That goes in conjuncture with what Peter Vescey tweeted on November 21, 2013: “According to a GM, the Suns will do everything possible this summer to sign Gordon Hayward to an unmatchable offer sheet.

Not counting Boston’s 2014 Draft Pick cap holds, assuming they renounce their rights on Jordan Crawford, don’t pick up Keith Bogan’s 2014-15 salary, and for now slotting Avery Bradley’s $3.2 million qualifying offer in – the Celtics will be around $48 million with 8 players – certainly possessing the wiggle-room to make one additional dump-deal and present Hayward an attractive 8-figure offer.
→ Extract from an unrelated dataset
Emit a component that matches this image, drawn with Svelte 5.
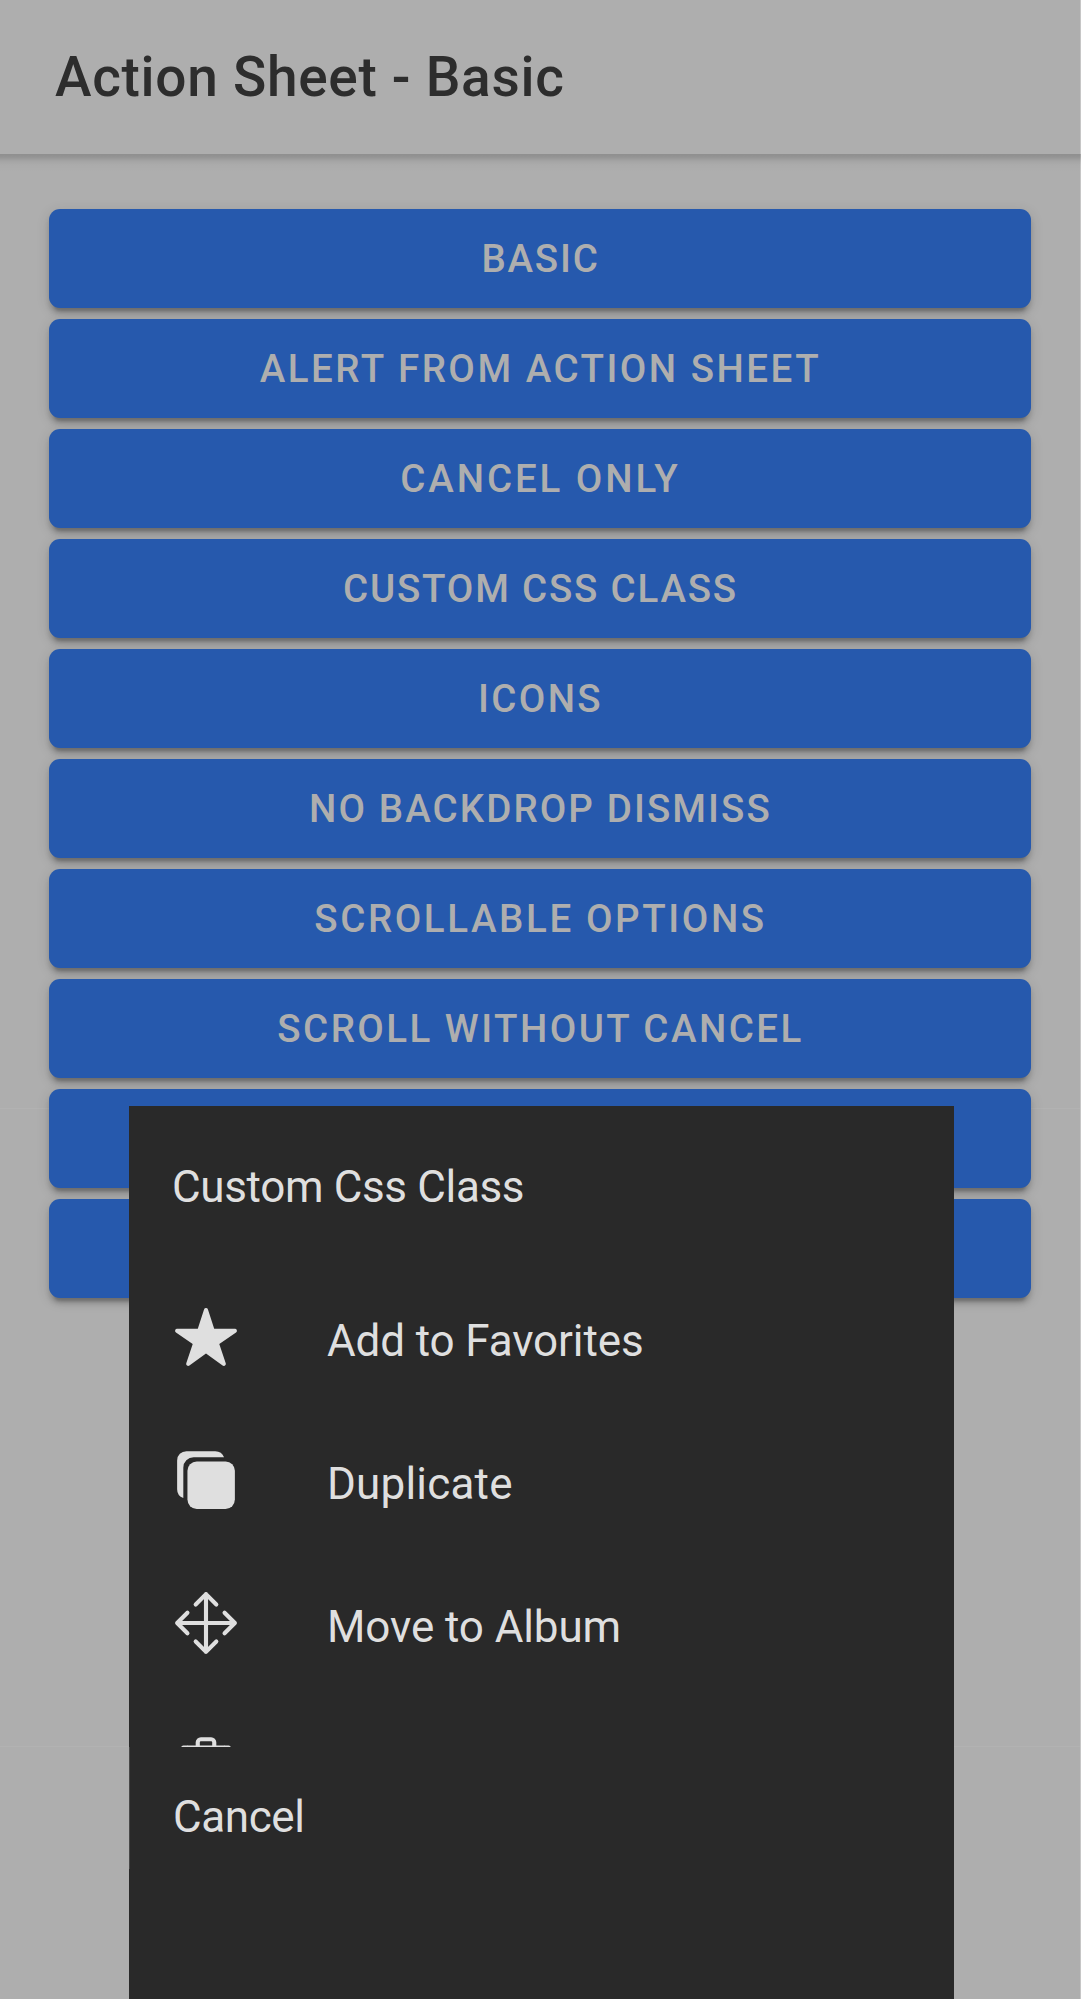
<script>
  // label and letter spacing in pixels
  const buttons = [
    ['Basic', 1.8],
    ['Alert from action sheet', 2.5],
    ['Cancel only', 2.9],
    ['Custom CSS class', 1.8],
    ['Icons', 2.4],
    ['No backdrop dismiss', 2.1],
    ['Scrollable options', 2.6],
    ['Scroll without cancel', 2.45],
    ['', 2.3],
    ['', 2.3]
  ];
</script>

<main>
  <header><h1>Action Sheet - Basic</h1></header>
  <div class="list">
    {#each buttons as [label, spacing]}
      <button style:letter-spacing="{spacing}px">{label}</button>
    {/each}
  </div>
  <section class="sheet">
    <div class="group">
      <h2>Custom Css Class</h2>
      <div class="row favorite">
        <svg viewBox="0 0 512 512"><path d="M394 480a16 16 0 01-9.39-3L256 383.76 127.39 477a16 16 0 01-24.55-18.08L153 310.35 23 221.2a16 16 0 019-29.2h160.38l48.4-148.95a16 16 0 0130.44 0l48.4 149H480a16 16 0 019.05 29.2L359 310.35l50.13 148.53A16 16 0 01394 480z" /></svg>
        <span>Add to Favorites</span>
      </div>
      <div class="row duplicate">
        <svg viewBox="0 0 512 512"><path d="M408 112H184a72 72 0 00-72 72v224a72 72 0 0072 72h224a72 72 0 0072-72V184a72 72 0 00-72-72z" /><path d="M395.88 80A72.12 72.12 0 00328 32H104a72 72 0 00-72 72v224a72.12 72.12 0 0048 67.88V160a80 80 0 0180-80z" /></svg>
        <span>Duplicate</span>
      </div>
      <div class="row album">
        <svg viewBox="0 0 512 512" class="line"><path d="M176 112l80-80 80 80M255.98 32l.02 448M176 400l80 80 80-80M400 176l80 80-80 80M112 176l-80 80 80 80M32 256h448" /></svg>
        <span>Move to Album</span>
      </div>
      <div class="row">
        <svg viewBox="0 0 512 512" class="line"><path d="M112 112l20 320c.95 18.49 14.4 32 32 32h184c18 0 31-13.500 32-32l20-320M80 112h352M192 112V72a24 24 0 0124-24h80a24 24 0 0124 24v40M256 176v224M184 176l8 224M328 176l-8 224" /></svg>
      </div>
    </div>
    <div class="cancel">Cancel</div>
  </section>
</main>

<style>
  :global(body) { margin: 0; }
  main {
    position: relative; width: 1081px; height: 1999px; overflow: hidden; font-family: Roboto, sans-serif;
    background:
      linear-gradient(#c6c6c6, #c6c6c6) 1080px 0 / 1px 100% no-repeat,
      linear-gradient(#b2b2b2, #b2b2b2) 0 1108px / 100% 1px no-repeat,
      linear-gradient(#b2b2b2, #b2b2b2) 0 1746px / 100% 1px no-repeat,
      #aeaeae;
  }
  header { box-sizing: border-box; height: 154px; padding: 0 55px; display: flex; align-items: center; }
  h1 { margin: 0; font-size: 55px; font-weight: 500; letter-spacing: .7px; color: #2d2d2d; }
  .list {
    padding: 55px 50px 55px 49px; display: flex; flex-direction: column; gap: 11px;
    background: linear-gradient(rgba(0, 0, 0, .18), rgba(0, 0, 0, .15) 3px, rgba(0, 0, 0, .06) 7px, rgba(0, 0, 0, .015) 11px, transparent 18px);
  }
  button { height: 99px; flex: none; padding: 0 6px 0 7px; border: 0; border-radius: 11px; background: #2659ad; color: #aeaeae; font: 500 38.5px Roboto, sans-serif; text-transform: uppercase; box-shadow: 0 8px 3px -5.5px rgba(0, 0, 0, .2), 0 5.5px 5.5px rgba(0, 0, 0, .14), 0 3px 14px rgba(0, 0, 0, .12); }
  .sheet { position: absolute; left: 129px; top: 1106px; width: 825px; height: 893px; background: #292929; color: #dfdfdf; font-size: 44px; }
  .group { height: 641px; overflow: hidden; }
  h2 { margin: 0; height: 163px; box-sizing: border-box; padding: 0 43px; line-height: 163px; font-size: 44px; font-weight: 400; letter-spacing: -.35px; }
  .row { height: 143px; display: flex; align-items: center; padding-left: 44px; gap: 88px; }
  .favorite { letter-spacing: -.13px; }
  .duplicate { letter-spacing: .2px; }
  .album { letter-spacing: -.1px; }
  svg { width: 66px; height: 66px; margin-bottom: 8px; fill: currentColor; }
  .line { fill: none; stroke: currentColor; stroke-width: 32; stroke-linecap: round; stroke-linejoin: round; }
  .cancel { box-sizing: border-box; height: 122px; padding-left: 43px; border-left: 1px solid #484848; line-height: 141px; letter-spacing: -.4px; }
</style>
Although re-signing RFA Eric Bledose will eat up a large chunk of it, the Suns also project to have the cap room (although approximate figures vary due to fluctuating cap holds for 2014 draft picks they may or may not receive, along with a $6.8 million player option Channing Frye possesses).

So what do you think is Gordon Hayward’s free agency value is, and should the Jazz (or any team) meet/exceed it with the belief that a new coach and upgraded supporting cast can rebuild Hayward’s shooting efficiency – or should the Jazz preemptively trade him to get value in return if they think he’ll get an offer they won’t be willing to match?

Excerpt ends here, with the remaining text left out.